I guess these things are all relative, but there's really no universe in which Parks and Rec could be considered popular, full stop. Just check out the show's ratings, which were pretty dismal throughout its run. At its highpoint, the show averaged about six million viewers, meaning that about two percent of the country was watching it at any given time; more frequently, especially toward the end of its run, it was in the one percent range, viewed by three to four million people. It wasn't exactly an awards darling either, taking home one Golden Globe and picking up a handful of Emmy noms.
This isn't exactly a secret: the show's continued existence was always something of a delightful surprise, one driven in part by the fact that NBC's ratings during Parks and Rec's whole run were, well, whatever the notch below "dismal" is. But it did attract a certain type of viewer. As a writer for Vulture put it:
There’s no getting around the fact that Parks’ audience has never been big, and despite intense love from critics and the internet, viewership (at least as measured by Nielsen) never took off. ... Even as its small ratings grew smaller over the years, Parks kept its appeal with younger folks, ending last season with the youngest median age — 41.7 — of any prime-time program on ABC, CBS, or NBC. The show has also always done well with what network ratings wonks call "upscale" viewers: Last season, Parks’ audience boasted a higher concentration of adults ages 18–49 living in homes where the median income was over $100,000 than every network comedy, save one (Modern Family).

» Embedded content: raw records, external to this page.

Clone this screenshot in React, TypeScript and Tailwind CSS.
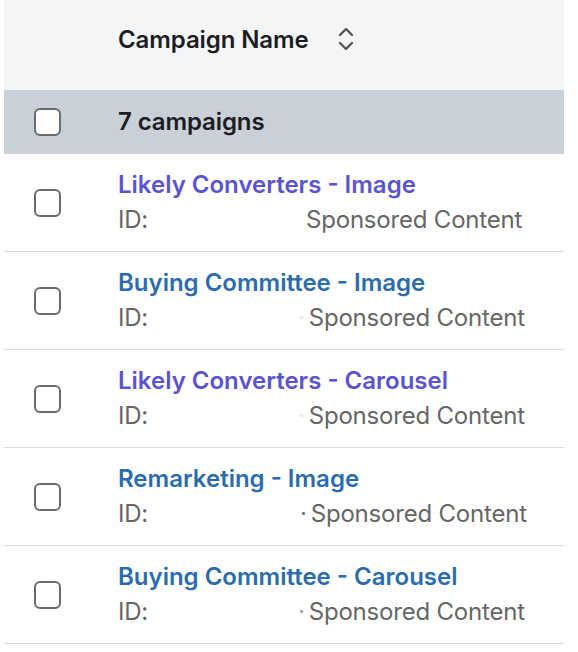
import React from "react";

type Campaign = {
  name: string;
  visited: boolean;
  col: number;
  dot: string;
};

const campaigns: Campaign[] = [
  { name: "Likely Converters - Image", visited: true, col: 188, dot: "" },
  { name: "Buying Committee - Image", visited: false, col: 180, dot: "text-gray-200" },
  { name: "Likely Converters - Carousel", visited: true, col: 180, dot: "text-gray-200" },
  { name: "Remarketing - Image", visited: false, col: 182, dot: "text-gray-500" },
  { name: "Buying Committee - Carousel", visited: false, col: 180, dot: "text-gray-400" },
];

const Checkbox = () => (
  <div className="w-[27px] h-[28px] rounded-[6px] border-2 border-[#6b6b6b] bg-white shrink-0" />
);

const SortIcon = () => (
  <svg width="18" height="26" viewBox="0 0 18 26" fill="none" stroke="#555" strokeWidth="2.4" strokeLinecap="round" strokeLinejoin="round">
    <polyline points="3 9 9 3 15 9" />
    <polyline points="3 17 9 23 15 17" />
  </svg>
);

export default function App() {
  return (
    <div className="w-[578px] h-[652px] bg-white pl-1 pr-[14px] font-['Inter',sans-serif]">
      <div className="h-[90px] bg-[#f4f5f7] flex items-center pl-[114px] pb-[10px]">
        <span className="text-[24px] font-semibold text-[#1d1d1f] tracking-[-0.1px]">Campaign Name</span>
        <span className="ml-[28px] mt-[-2px] flex">
          <SortIcon />
        </span>
      </div>
      <div className="h-[64px] bg-[#c9d0d7] flex items-center pl-[30px]">
        <Checkbox />
        <span className="ml-[57px] text-[24px] font-semibold text-[#1d1d1f] tracking-[-0.1px]">7 campaigns</span>
      </div>
      {campaigns.map((c) => (
        <div key={c.name} className="h-[98px] border-b border-[#dedede] flex items-center pl-[30px]">
          <Checkbox />
          <div className="ml-[57px] flex flex-col">
            <span
              className={`text-[24px] font-semibold leading-[34px] ${
                c.visited ? "text-[#5b54cf]" : "text-[#2b6cae]"
              }`}
            >
              {c.name}
            </span>
            <div className="flex items-center text-[24px] leading-[36px] text-[#666666] tracking-[-0.2px]">
              <span className="inline-block shrink-0" style={{ width: c.col }}>
                ID:
              </span>
              {c.dot && <span className={`${c.dot} mr-[4px]`}>·</span>}
              <span>Sponsored Content</span>
            </div>
          </div>
        </div>
      ))}
    </div>
  );
}
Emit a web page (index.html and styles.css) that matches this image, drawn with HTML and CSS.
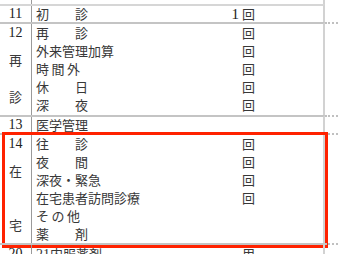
FILE: index.html
```html
<!DOCTYPE html>
<html lang="ja">
<head>
<meta charset="utf-8">
<link rel="stylesheet" href="styles.css">
</head>
<body>
<div class="sheet">
  <div class="grp prev">
    <div class="main"><div class="num"></div><div class="lines"></div></div>
    <div class="stub"></div>
  </div>

  <div class="grp g11">
    <div class="main first">
      <div class="num"><span class="no">11</span></div>
      <div class="lines">
        <div class="line short"><span class="label">初　　診</span><span class="cnt">1</span><span class="unit">回</span></div>
      </div>
    </div>
    <div class="stub nodash"></div>
  </div>

  <div class="grp g12">
    <div class="main">
      <div class="num">
        <span class="no">12</span>
        <div class="tag"><span>再</span><span>診</span></div>
      </div>
      <div class="lines">
        <div class="line"><span class="label">再　　診</span><span class="cnt"></span><span class="unit">回</span></div>
        <div class="line"><span class="label">外来管理加算</span><span class="cnt"></span><span class="unit">回</span></div>
        <div class="line"><span class="label spaced">時間外</span><span class="cnt"></span><span class="unit">回</span></div>
        <div class="line"><span class="label">休　　日</span><span class="cnt"></span><span class="unit">回</span></div>
        <div class="line"><span class="label">深　　夜</span><span class="cnt"></span><span class="unit">回</span></div>
      </div>
    </div>
    <div class="stub"></div>
  </div>

  <div class="grp g13">
    <div class="main">
      <div class="num"><span class="no">13</span></div>
      <div class="lines">
        <div class="line short"><span class="label">医学管理</span></div>
      </div>
    </div>
    <div class="stub"></div>
  </div>

  <div class="grp g14">
    <div class="main">
      <div class="num">
        <span class="no">14</span>
        <div class="tag"><span>在</span><span>宅</span></div>
      </div>
      <div class="lines">
        <div class="line"><span class="label">往　　診</span><span class="cnt"></span><span class="unit">回</span></div>
        <div class="line"><span class="label">夜　　間</span><span class="cnt"></span><span class="unit">回</span></div>
        <div class="line"><span class="label">深夜・緊急</span><span class="cnt"></span><span class="unit">回</span></div>
        <div class="line"><span class="label">在宅患者訪問診療</span><span class="cnt"></span><span class="unit">回</span></div>
        <div class="line"><span class="label spaced">その他</span></div>
        <div class="line"><span class="label">薬　　剤</span></div>
      </div>
    </div>
    <div class="stub"></div>
    <div class="highlight"></div>
  </div>

  <div class="grp g20">
    <div class="main">
      <div class="num"><span class="no">20</span></div>
      <div class="lines">
        <div class="line"><span class="label"><span class="digit">21</span>内服薬剤</span><span class="cnt"></span><span class="unit">用</span></div>
      </div>
    </div>
    <div class="stub"></div>
  </div>
</div>
</body>
</html>
```

FILE: styles.css
```css
html, body {
  margin: 0;
  padding: 0;
  background: #ffffff;
  overflow: hidden;
}

.sheet {
  width: 338px;
  height: 254px;
  overflow: hidden;
  font-family: "Noto Sans CJK JP", "Noto Sans", sans-serif;
  font-size: 13px;
  color: #383838;
}

.grp {
  display: flex;
  position: relative;
}

.main {
  width: 325px;
  box-sizing: border-box;
  display: flex;
  border-top: 2px solid #c4c4c4;
  border-right: 2px solid #d2d2d2;
}

.main.first {
  border-top-color: #d6d6d6;
}

.prev .main {
  border-top: none;
  height: 4px;
}

.stub {
  flex: 1;
  border-top: 2px dotted #c0c0c0;
}

.prev .stub,
.stub.nodash {
  border-top: none;
}

.num {
  width: 31px;
  flex: none;
  border-right: 1px solid #9a9a9a;
  display: flex;
  flex-direction: column;
  align-items: center;
}

.no {
  font-family: "Liberation Serif", serif;
  font-size: 14px;
  line-height: 18px;
  height: 18px;
  color: #222;
}

.g11 .no,
.g13 .no {
  line-height: 16px;
  height: 16px;
}

.tag {
  flex: 1;
  display: flex;
  flex-direction: column;
  justify-content: space-between;
  padding: 9px 0;
  line-height: 18px;
}

.lines {
  flex: 1;
  padding: 0 68px 0 4px;
}

.g12 .lines {
  padding-bottom: 1px;
}

.line {
  display: flex;
  align-items: center;
  height: 18px;
  line-height: 18px;
  white-space: nowrap;
}

.line.short {
  height: 16px;
  line-height: 16px;
}

.label {
  flex: 1;
}

.label.spaced {
  letter-spacing: 2.5px;
}

.digit {
  font-family: "Liberation Serif", serif;
  font-size: 14px;
}

.cnt {
  width: 20px;
  text-align: right;
  font-family: "Liberation Serif", serif;
  font-size: 15px;
  color: #222;
}

.unit {
  width: 13px;
  margin-left: 3px;
}

.g20 .main {
  height: 20px;
}

.highlight {
  position: absolute;
  left: 2px;
  top: -1px;
  width: 326px;
  height: 116px;
  box-sizing: border-box;
  border: 3px solid #ff2200;
  pointer-events: none;
}
```
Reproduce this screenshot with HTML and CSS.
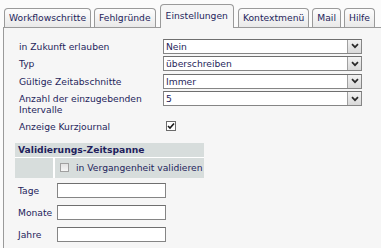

In other words, Parks and Rec was not a "popular" show as the word is commonly understood ("The Big Bang Theory" is "popular"; NCIS is "popular"), but it was "popular with younger, urban, professional, mostly liberal types." Yuppies, in other words. Parks and Rec was a show beloved by a narrow slice of yuppies, and not really anyone else.
And there's nothing wrong with that! Lots of stuff appeals to niche audiences. Monday Night Raw, for example, does Parks and Rec-esque numbers; I wouldn't say it's "popular" were I to write a piece about it. But it is interesting to hear people say something is "popular" when they mean "people I know dug it and gchatted about it and wrote posts with gifs from the show."
Anyway, thanks for listening to my rant. Now, if you'll excuse me, I have to go back to editing the popular Washington Free Beacon, which features some of America's most beloved writers.**
*If you want a vision of the future, imagine Leslie Knope's boot stamping on Ron Swanson's face—forever.
**Well, beloved writers and Stephen Gutowski.